| Written instruction |
Filter the data below for the string "index" and copy each matching line.

==*==

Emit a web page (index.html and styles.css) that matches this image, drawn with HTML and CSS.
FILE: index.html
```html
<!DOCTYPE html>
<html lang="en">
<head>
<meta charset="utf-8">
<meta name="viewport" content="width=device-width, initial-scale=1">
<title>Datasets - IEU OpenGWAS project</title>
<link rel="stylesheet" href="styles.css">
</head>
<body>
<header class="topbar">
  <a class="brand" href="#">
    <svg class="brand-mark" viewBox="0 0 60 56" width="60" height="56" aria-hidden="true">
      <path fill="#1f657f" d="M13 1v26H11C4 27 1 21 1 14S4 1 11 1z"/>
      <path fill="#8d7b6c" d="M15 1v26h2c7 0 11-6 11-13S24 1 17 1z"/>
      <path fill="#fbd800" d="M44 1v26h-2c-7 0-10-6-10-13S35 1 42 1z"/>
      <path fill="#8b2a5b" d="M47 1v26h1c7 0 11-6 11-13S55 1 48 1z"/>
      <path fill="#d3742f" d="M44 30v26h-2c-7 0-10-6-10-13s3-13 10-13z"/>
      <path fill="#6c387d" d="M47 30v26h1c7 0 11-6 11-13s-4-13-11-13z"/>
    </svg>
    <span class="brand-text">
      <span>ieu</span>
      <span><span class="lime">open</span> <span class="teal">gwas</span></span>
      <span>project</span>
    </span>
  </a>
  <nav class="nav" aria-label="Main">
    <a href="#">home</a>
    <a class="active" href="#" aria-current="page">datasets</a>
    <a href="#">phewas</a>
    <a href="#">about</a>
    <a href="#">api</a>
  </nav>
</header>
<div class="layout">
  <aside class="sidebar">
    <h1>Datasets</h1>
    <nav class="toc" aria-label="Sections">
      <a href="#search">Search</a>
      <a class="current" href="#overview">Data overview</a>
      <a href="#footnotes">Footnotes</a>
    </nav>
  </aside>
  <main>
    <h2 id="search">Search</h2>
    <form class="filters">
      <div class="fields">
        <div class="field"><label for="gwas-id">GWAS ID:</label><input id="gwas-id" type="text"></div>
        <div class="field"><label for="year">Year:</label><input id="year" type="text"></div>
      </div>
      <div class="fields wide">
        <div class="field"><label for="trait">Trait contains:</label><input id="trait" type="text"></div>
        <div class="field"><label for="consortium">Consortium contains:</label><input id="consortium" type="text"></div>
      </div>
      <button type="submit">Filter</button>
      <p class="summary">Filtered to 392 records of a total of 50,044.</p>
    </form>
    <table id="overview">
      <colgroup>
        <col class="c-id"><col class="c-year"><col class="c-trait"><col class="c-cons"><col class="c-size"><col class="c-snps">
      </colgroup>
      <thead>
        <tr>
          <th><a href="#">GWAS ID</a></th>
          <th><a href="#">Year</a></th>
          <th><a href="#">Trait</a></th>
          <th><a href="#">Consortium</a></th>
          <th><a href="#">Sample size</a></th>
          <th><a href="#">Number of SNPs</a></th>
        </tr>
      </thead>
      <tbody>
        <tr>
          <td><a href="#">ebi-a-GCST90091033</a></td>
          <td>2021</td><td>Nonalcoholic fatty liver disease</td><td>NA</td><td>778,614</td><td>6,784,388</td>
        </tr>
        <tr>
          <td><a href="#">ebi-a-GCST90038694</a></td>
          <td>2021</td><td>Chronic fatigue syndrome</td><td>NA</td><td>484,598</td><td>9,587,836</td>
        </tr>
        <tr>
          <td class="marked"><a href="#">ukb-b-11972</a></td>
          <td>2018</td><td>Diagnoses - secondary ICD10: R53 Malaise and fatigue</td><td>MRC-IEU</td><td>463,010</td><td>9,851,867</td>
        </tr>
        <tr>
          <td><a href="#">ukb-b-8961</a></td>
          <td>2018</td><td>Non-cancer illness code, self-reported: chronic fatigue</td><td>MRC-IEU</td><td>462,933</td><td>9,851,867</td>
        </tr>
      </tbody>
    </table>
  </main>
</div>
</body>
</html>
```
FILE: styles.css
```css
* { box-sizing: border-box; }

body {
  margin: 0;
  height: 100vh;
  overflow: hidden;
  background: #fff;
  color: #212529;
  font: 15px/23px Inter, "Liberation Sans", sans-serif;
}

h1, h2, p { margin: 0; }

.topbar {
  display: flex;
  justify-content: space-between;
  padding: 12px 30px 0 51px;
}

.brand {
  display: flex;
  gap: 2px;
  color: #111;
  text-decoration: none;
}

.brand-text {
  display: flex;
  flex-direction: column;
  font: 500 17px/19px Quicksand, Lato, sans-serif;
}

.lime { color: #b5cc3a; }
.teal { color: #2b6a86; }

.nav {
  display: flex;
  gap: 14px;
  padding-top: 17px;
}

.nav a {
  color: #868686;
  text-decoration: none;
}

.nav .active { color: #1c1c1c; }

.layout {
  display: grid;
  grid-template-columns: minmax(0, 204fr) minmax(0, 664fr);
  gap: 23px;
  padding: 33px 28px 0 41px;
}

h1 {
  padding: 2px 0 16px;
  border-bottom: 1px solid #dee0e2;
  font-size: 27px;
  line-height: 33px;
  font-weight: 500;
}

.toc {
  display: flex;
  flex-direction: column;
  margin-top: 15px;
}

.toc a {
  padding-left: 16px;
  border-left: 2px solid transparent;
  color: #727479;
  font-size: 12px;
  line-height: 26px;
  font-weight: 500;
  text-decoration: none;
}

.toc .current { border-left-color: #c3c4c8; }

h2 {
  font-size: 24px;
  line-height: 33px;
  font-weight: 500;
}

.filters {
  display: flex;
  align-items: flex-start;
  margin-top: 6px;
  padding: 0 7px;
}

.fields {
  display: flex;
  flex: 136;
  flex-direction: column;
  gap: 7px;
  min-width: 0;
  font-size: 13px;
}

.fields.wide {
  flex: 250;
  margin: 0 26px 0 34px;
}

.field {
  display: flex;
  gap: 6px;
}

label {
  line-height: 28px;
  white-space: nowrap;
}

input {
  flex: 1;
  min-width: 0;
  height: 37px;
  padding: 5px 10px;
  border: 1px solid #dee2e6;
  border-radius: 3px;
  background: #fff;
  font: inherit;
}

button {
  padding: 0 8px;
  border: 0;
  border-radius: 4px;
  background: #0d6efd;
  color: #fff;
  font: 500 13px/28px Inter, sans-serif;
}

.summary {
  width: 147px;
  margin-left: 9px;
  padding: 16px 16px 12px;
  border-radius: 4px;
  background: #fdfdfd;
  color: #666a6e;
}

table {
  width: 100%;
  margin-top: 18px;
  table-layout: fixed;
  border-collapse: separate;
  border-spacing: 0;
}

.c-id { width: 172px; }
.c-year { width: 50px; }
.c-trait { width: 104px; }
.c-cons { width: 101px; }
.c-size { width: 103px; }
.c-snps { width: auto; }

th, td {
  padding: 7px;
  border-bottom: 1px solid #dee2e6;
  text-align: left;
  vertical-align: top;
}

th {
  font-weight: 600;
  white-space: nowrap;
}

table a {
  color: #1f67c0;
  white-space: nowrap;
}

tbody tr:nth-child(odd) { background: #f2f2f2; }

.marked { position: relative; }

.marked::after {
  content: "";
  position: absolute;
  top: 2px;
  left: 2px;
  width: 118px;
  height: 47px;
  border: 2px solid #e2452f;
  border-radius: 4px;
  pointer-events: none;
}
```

==*==

| Complete response |
Emit a web page (index.html and styles.css) that matches this image, drawn with HTML and CSS.
FILE: index.html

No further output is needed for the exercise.